A “catastrophic” UPS failure caused a power outage Thursday at a Santa Clara data center operated by Quality Technology Services, triggering days of performance problems for the social network Friendster. Quality Tech said the outage occurred during planned maintenance when the facility was switched from utility power to backup diesel generators.
“Regrettably, the maintenance did not go as planned and we suffered a catastrophic UPS failure at 8:22 am Pacific Standard Time,” said Mark Waddington, President of Quality Technology Services, in an incident report for customers. “The UPS failed to stand in and smoothly transfer power from the utility to the temporary generators due to a voltage regulator problem with the temporary generators. The failure resulted in the triggering of the FM200 (fire suppression) system in the enclosed battery room and the subsequent EPO as part of our life safety system.”
FM200 is a popular fire suppression system that uses a chemical “clean agent” rather than water. The EPO (Emergency Power Off) button instantly cuts power in the data center when a situation presents a risk to worker safety or equipment.
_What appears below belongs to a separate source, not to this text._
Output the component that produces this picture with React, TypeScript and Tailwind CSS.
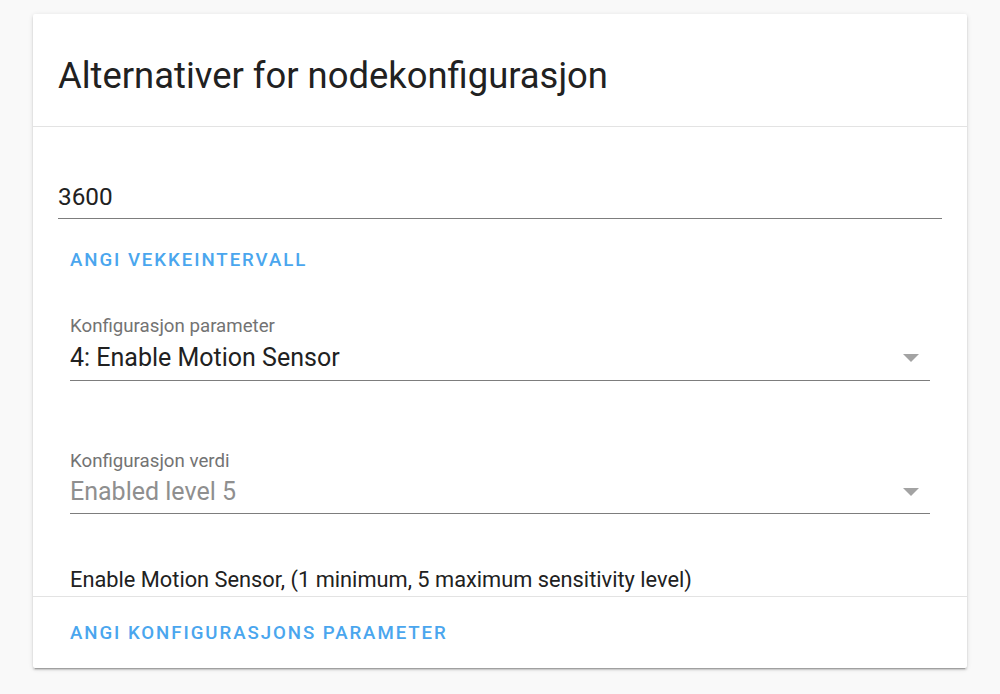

The Santa Clara facility was back on generator power within two hours, but Friendster remained offline for more than 23 hours over three days. While it has been eclipsed in the U.S. by MySpace and Facebook, Friendster has seen strong growth in international markets (particularly the Philippines) and says it has 85 million users.
When Friendster came back online, many of its users found large chunks of their friend lists missing, triggering rumors that the site had been hacked. Friendster addressed the issue Saturday in its customer forum.
“We’re aware of the problem that some users are having with missing friends,” a Friendster rep posted. “We experienced a major power outage the other day, that we’re still recovering from. We are actively working on resolving the problem with missing friends. Rest assured that no friends have actually been lost – even though it may appear so on the website! The problem should be fixed within the next 24 hours.”
The generator test was part of Quality Tech’s deployment of 22,000 square feet of new data center space at the Santa Clara data center. On Friday the company replaced strings of batteries while engineers thoroughly checked the UPS systems. The facility switched back to utility power Sunday night at 7:55 pm Pacific time.
Waddington said Quality Tech had spent five months preparing for the maintenance, and promised additional information about the incident. “In the coming hours, we will complete an exhaustive study of what failed and why and issue a formal after action report with detailed root cause analysis,” Waddington wrote.